After 11 hours, the App Store and iTunes are back online

Apple's App Store and iTunes have sprung back into life, after technical issues brought the download stores offline in the early hours of this morning. Downloads of apps, music, and video resumed at approximately 1:30pm Pactific today, after what Apple described as a DNS issue left users not only unable to get to the App Store and iTunes on their iPhones and iPads, but temporarily killed the Mac App Store and iBooks Store too. In total, the services were offline for more than ten hours.

Sporadic reports of connectivity issues began overnight, with iCloud Mail also experiencing problems. Apple acknowledged the issue at approximately 2am Pacific, but while iCloud was fixed roughly four hours later, the App Store downtime stretched through much of the day.

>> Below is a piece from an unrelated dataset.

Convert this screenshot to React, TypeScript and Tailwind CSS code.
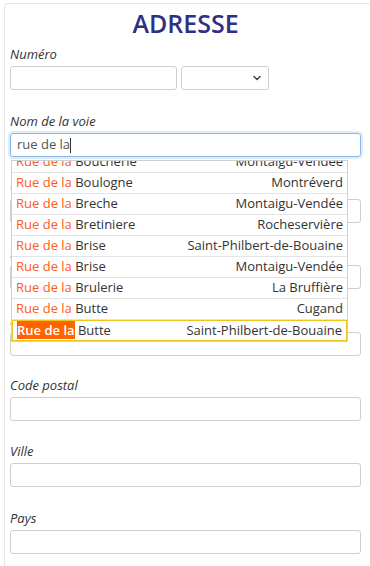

According to a statement issued earlier, the problem was down to "an internal DNS error" that affected Apple's servers.

It's an expensive problem to have, too. Given the billion dollar revenues the App Store and iTunes bring in each year, even a few hours of downtime could have cost Apple – and developers – millions.

Signs of a restoration of service began at around noon Pacific, when apps with updates waiting began to download on some devices. However, attempts to download new apps were still leading to error messages.

As of around 1pm, however, Apple's service status page suggested that the DNS error had been addressed, and that users should now be able to access the App Store, iTunes, iBooks store, and Mac App Store as normal.

Back in January, Apple announced it had paid developers $10bn in 2014 alone.